There is an excellent essay on the issue of racism and colonialism in the film here at The Film Journal by Dr. Kaizaad Kotwal. If you’re interested in the issue, I highly recommend this essay. Dr. Kotwal holds that Temple of Doom is not political through intention, but the film becomes political because of Spielberg’s willful misrepresentations of race and religion, and I don’t think anyone can really disagree with that. The film, for me, is also a good example of why examining bigotry in old films is important today: When people fail to examine past prejudice and simply assume things are different now, they create works like Temple of Doom. There’s no awareness that using whites in body paint to play Indians isn’t any better than the yellowface common in the 1920s and 30s, for example.
On the surface, though, the film occasionally succeeds at imitation. Willie is always in fabulous gowns or in Indy’s suspiciously clean white tux. Her hair changes from scene to scene. Indy goes from hot leather-wearin’ adventurer to a bow-tied professor with a mustache and back again, donning and losing shirts at fascinating speed. There was at least an attempt at making Willie a bit of a wisecracking dame, and the child sidekick was appropriately annoying.

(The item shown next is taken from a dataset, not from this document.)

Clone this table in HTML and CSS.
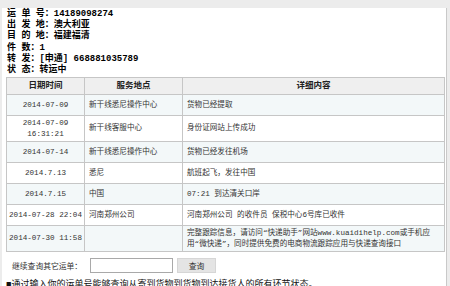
FILE: index.html
```html
<!DOCTYPE html>
<html>
<head>
<meta charset="utf-8">
<link rel="stylesheet" href="styles.css">
</head>
<body>
<div class="wrap">
  <div class="info">
    <div>运 单 号：14189098274</div>
    <div>出 发 地：澳大利亚</div>
    <div>目 的 地：福建福清</div>
    <div>件 数：1</div>
    <div>转 发：[申通] 668881035789</div>
    <div>状 态：转运中</div>
  </div>
  <table class="track">
    <colgroup><col class="c1"><col class="c2"><col class="c3"></colgroup>
    <thead>
      <tr><th>日期时间</th><th>服务地点</th><th>详细内容</th></tr>
    </thead>
    <tbody>
      <tr class="alt"><td class="d">2014-07-09</td><td>新干线悉尼操作中心</td><td>货物已经提取</td></tr>
      <tr><td class="d">2014-07-09<br>16:31:21</td><td>新干线客服中心</td><td>身份证网站上传成功</td></tr>
      <tr class="alt"><td class="d">2014-07-14</td><td>新干线悉尼操作中心</td><td>货物已经发往机场</td></tr>
      <tr><td class="d">2014.7.13</td><td>悉尼</td><td>航班起飞，发往中国</td></tr>
      <tr class="alt"><td class="d">2014.7.15</td><td>中国</td><td>07:21 到达清关口岸</td></tr>
      <tr><td class="d">2014-07-28 22:04</td><td>河南郑州公司</td><td>河南郑州公司 的收件员 保税中心6号库已收件</td></tr>
      <tr class="alt"><td class="d">2014-07-30 11:58</td><td></td><td>完整跟踪信息，请访问“快递助手”网站www.kuaidihelp.com或手机应<br>用“微快递”，同时提供免费的电商物流跟踪应用与快递查询接口</td></tr>
    </tbody>
  </table>
  <div class="query">
    <span class="lbl">继续查询其它运单：</span>
    <input class="num" type="text">
    <button class="btn">查询</button>
  </div>
  <div class="note">■通过输入你的运单号能够查询从寄到货物到货物到达接货人的所有环节状态。</div>
</div>
</body>
</html>
```
FILE: styles.css
```css
html, body { margin: 0; padding: 0; }
body {
  background: #ececec;
  font-family: "Liberation Mono", "Noto Sans CJK SC", monospace;
  color: #222;
  overflow: hidden;
}
.wrap {
  margin: 8px 0 0 2px;
  width: 444px;
  height: 300px;
  background: #fff;
  border-right: 1px solid #c9c9c9;
}
.info {
  padding-left: 5px;
  padding-top: 1px;
  font-weight: bold;
  font-size: 9px;
  line-height: 11.2px;
  color: #000;
  height: 68px;
}
.track {
  margin-left: 4px;
  width: 438px;
  border-collapse: collapse;
  table-layout: fixed;
  border: 1px solid #c6c6c6;
  font-size: 7.6px;
  color: #333;
}
.c1 { width: 78px; }
.c2 { width: 98px; }
.c3 { width: 262px; }
.track th {
  background: #efefef;
  height: 16px;
  padding: 0;
  font-size: 8.5px;
  font-weight: bold;
  color: #222;
  border: 1px solid #c6c6c6;
  line-height: 12px;
}
.track td {
  border: 1px solid #c6c6c6;
  padding: 2px 4px;
  height: 16px;
  line-height: 10.5px;
  vertical-align: middle;
  white-space: nowrap;
}
.track td.d { text-align: center; padding: 2px 2px; }
.track tr.alt td { background: #f3f8f9; }
.query {
  display: flex;
  align-items: center;
  margin-top: 5px;
  padding-left: 10px;
  height: 16px;
  font-size: 7.8px;
  color: #333;
}
.lbl { width: 78px; }
.num {
  width: 81px;
  height: 13px;
  border: 1px solid #a9a9a9;
  padding: 0;
  margin: 0;
}
.btn {
  margin-left: 4px;
  width: 39px;
  height: 15px;
  background: #e4e4e4;
  border: 1px solid #d6d6d6;
  padding: 0;
  font-family: "Noto Sans CJK SC", sans-serif;
  font-size: 7.8px;
  color: #333;
}
.note {
  margin-top: 7px;
  padding-left: 4px;
  font-size: 9px;
  line-height: 11px;
  color: #111;
}
```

About 12 minutes into this movie I realized I had made a terrible, terrible mistake. I didn’t go into this blogathon with the intention of being negative. The problem, I think, is that I went to see popular movies but not good movies when I was a kid, thanks to the Hollywood summer blockbuster phenomenon. Also, Temple left me feeling a little betrayed. As a kid I loved the idea of a professor turning into an adventurer, loved the 1930s feel of Raiders the realism mixed with fantastic horror at the end. Temple just didn’t even try.